I was at the book-launch in Sydney when Clinton kept his cool while [he was subjected] to 20 minutes of abuse. Anyone who knows him would recognise the absurdity of the accusations (“misogynist”, “white colonialist” etc) … Who else was ever going to attempt a book like Deadly Woman Blues, let alone carry it off? It’s all pretty sad, but Clinton at least has been honest about his mistakes and dignified in his response, unlike the Facebook lynch-mob baying for his blood.

There are no winners in any of this—a group of women are (rightfully it seems) aggrieved by Walker’s (admitted) failures in research and diligence, a respected author has suffered a terrible fall from grace and none of us (well, most of us) will get to read what is/was without doubt a valuable contribution to our shared musical history.

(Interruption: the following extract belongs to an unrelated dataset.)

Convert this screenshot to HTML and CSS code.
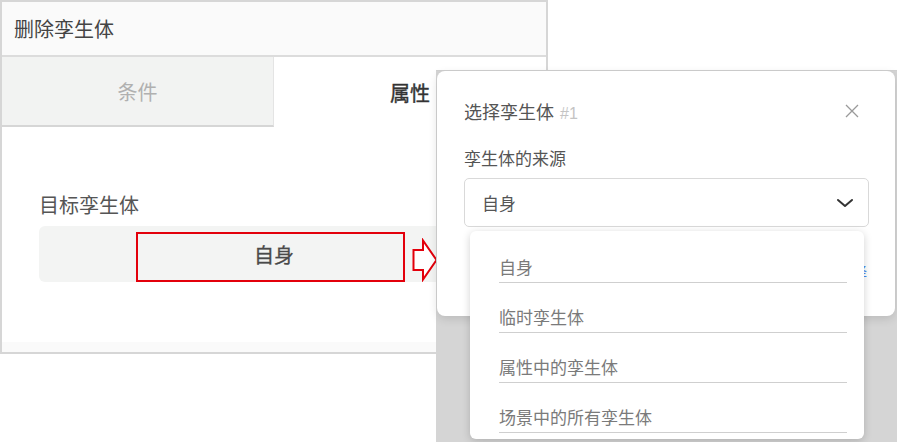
FILE: index.html
```html
<!DOCTYPE html>
<html lang="zh-CN">
<head>
<meta charset="utf-8">
<title>删除孪生体</title>
<link rel="stylesheet" href="styles.css">
</head>
<body>
<div class="canvas">
  <section class="shot shot-left">
    <header class="panel-head">删除孪生体</header>
    <nav class="tabs">
      <div class="tab tab-off">条件</div>
      <div class="tab tab-on">属性</div>
    </nav>
    <div class="panel-body">
      <div class="field-label">目标孪生体</div>
      <div class="field-value">自身</div>
    </div>
    <div class="panel-foot"></div>
    <div class="mark-box"></div>
    <svg class="mark-arrow" width="26" height="44" viewBox="0 0 26 44">
      <path d="M1.5 12 H11 V2.5 L24.5 22 L11 41.5 V32 H1.5 Z" fill="#fff" stroke="#e3000b" stroke-width="2" stroke-linejoin="miter"/>
    </svg>
  </section>

  <section class="shot shot-right">
    <div class="modal">
      <div class="modal-head">
        <div class="modal-title">选择孪生体<span class="modal-num">#1</span></div>
        <svg class="close" width="14" height="14" viewBox="0 0 14 14">
          <path d="M1 1 L13 13 M13 1 L1 13" stroke="#9a9a9a" stroke-width="1.3" fill="none"/>
        </svg>
      </div>
      <div class="modal-label">孪生体的来源</div>
      <div class="select">
        <span>自身</span>
        <svg width="18" height="10" viewBox="0 0 18 10">
          <path d="M2 2 L9 8 L16 2" stroke="#333" stroke-width="2" fill="none" stroke-linecap="round" stroke-linejoin="round"/>
        </svg>
      </div>
      <div class="modal-actions"><span class="link">选择</span></div>
    </div>
    <ul class="dropdown">
      <li>自身</li>
      <li>临时孪生体</li>
      <li>属性中的孪生体</li>
      <li>场景中的所有孪生体</li>
    </ul>
  </section>
</div>
</body>
</html>
```

FILE: styles.css
```css
* { box-sizing: border-box; }
html, body { margin: 0; padding: 0; background: #fff; }
body {
  font-family: "Noto Sans CJK SC", "Noto Sans", sans-serif;
  color: #555;
}
.canvas {
  position: relative;
  width: 897px;
  height: 442px;
  overflow: hidden;
  background: #fff;
}
.shot { position: absolute; }

/* left screenshot */
.shot-left {
  left: 0;
  top: 0;
  width: 548px;
  height: 354px;
  border: 2px solid #d6d6d6;
  display: flex;
  flex-direction: column;
  background: #fff;
}
.panel-head {
  height: 55px;
  flex: none;
  background: #fafafa;
  border-bottom: 2px solid #dcdcdc;
  padding-left: 12px;
  font-size: 20px;
  line-height: 53px;
  color: #444;
}
.tabs {
  height: 70px;
  flex: none;
  display: grid;
  grid-template-columns: 272px 1fr;
}
.tab {
  display: flex;
  align-items: center;
  justify-content: center;
  font-size: 20px;
}
.tab-off {
  background: #f2f3f2;
  color: #b0b0b0;
  border-bottom: 2px solid #d6d6d6;
  border-right: 1px solid #e4e4e4;
}
.tab-on {
  color: #333;
  -webkit-text-stroke: 0.4px #333;
}
.panel-body {
  flex: 1;
  padding: 63px 37px 0 37px;
}
.field-label {
  font-size: 20px;
  line-height: 30px;
  color: #555;
}
.field-value {
  margin-top: 6px;
  height: 56px;
  border-radius: 6px;
  background: #f3f4f3;
  display: flex;
  align-items: center;
  justify-content: center;
  font-size: 20px;
  color: #4a4a4a;
  -webkit-text-stroke: 0.3px #4a4a4a;
}
.panel-foot {
  height: 10px;
  flex: none;
  background: #fafafa;
}
.mark-box {
  position: absolute;
  left: 134px;
  top: 230px;
  width: 269px;
  height: 50px;
  border: 2px solid #e3000b;
}
.mark-arrow {
  position: absolute;
  left: 410px;
  top: 236px;
}

/* right screenshot */
.shot-right {
  left: 436px;
  top: 70px;
  width: 461px;
  height: 372px;
  background: #d5d5d5;
  border-top: 1px solid #d0d0d0;
  padding: 0 2px 0 1px;
}
.modal {
  height: 245px;
  background: #fff;
  border-radius: 8px;
  box-shadow: 0 3px 10px rgba(0, 0, 0, 0.12);
  padding: 29px 26px 0 27px;
}
.modal-head {
  display: flex;
  align-items: center;
  justify-content: space-between;
  height: 24px;
  padding-right: 10px;
}
.modal-title {
  font-size: 18px;
  line-height: 24px;
  color: #555;
}
.modal-num {
  margin-left: 6px;
  font-size: 16px;
  color: #c4c4c4;
  font-family: "Liberation Sans Narrow", "Liberation Sans", sans-serif;
}
.close { margin-top: -3px; }
.modal-label {
  margin-top: 22px;
  font-size: 17px;
  line-height: 24px;
  color: #555;
}
.select {
  margin-top: 8px;
  height: 49px;
  border: 1px solid #d9d9d9;
  border-radius: 5px;
  display: flex;
  align-items: center;
  justify-content: space-between;
  padding: 0 14px 0 17px;
  font-size: 17px;
  color: #555;
}
.modal-actions {
  margin-top: 33px;
  display: flex;
  justify-content: flex-end;
  padding-right: 2px;
  line-height: 24px;
}
.link {
  font-size: 15px;
  color: #4a89f0;
}
.dropdown {
  position: absolute;
  left: 34px;
  top: 160px;
  width: 394px;
  height: 208px;
  margin: 0;
  list-style: none;
  background: #fff;
  border-radius: 6px;
  box-shadow: 0 2px 8px rgba(0, 0, 0, 0.18);
  padding: 2px 17px 6px 29px;
}
.dropdown li {
  height: 50px;
  display: flex;
  align-items: flex-end;
  padding-bottom: 3px;
  border-bottom: 1px solid #cfcfcf;
  font-size: 17px;
  line-height: 24px;
  color: #7a7a7a;
}
```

For mine the singular failing lies with the publishing house NewSouth and with plummeting standards in Australian publishing. Most, if not all, of the perceived failings in Walker’s research methodology should have been picked up by a perceptive editor. That this didn’t happen is as much a reflection on editorial standards in Australian publishing as it is upon the author. And the knee-jerk and all-too-soon reaction to pulp the book, “never to be republished”? Hopefully that decision will be reviewed and commonsense will prevail.

Perhaps those that feel aggrieved will have the good grace to reach out to Clinton Walker and work with him to ensure that the second edition of Deadly Woman Blues will correct his mistakes and give us all a better book that no-one else but Clinton Walker could write.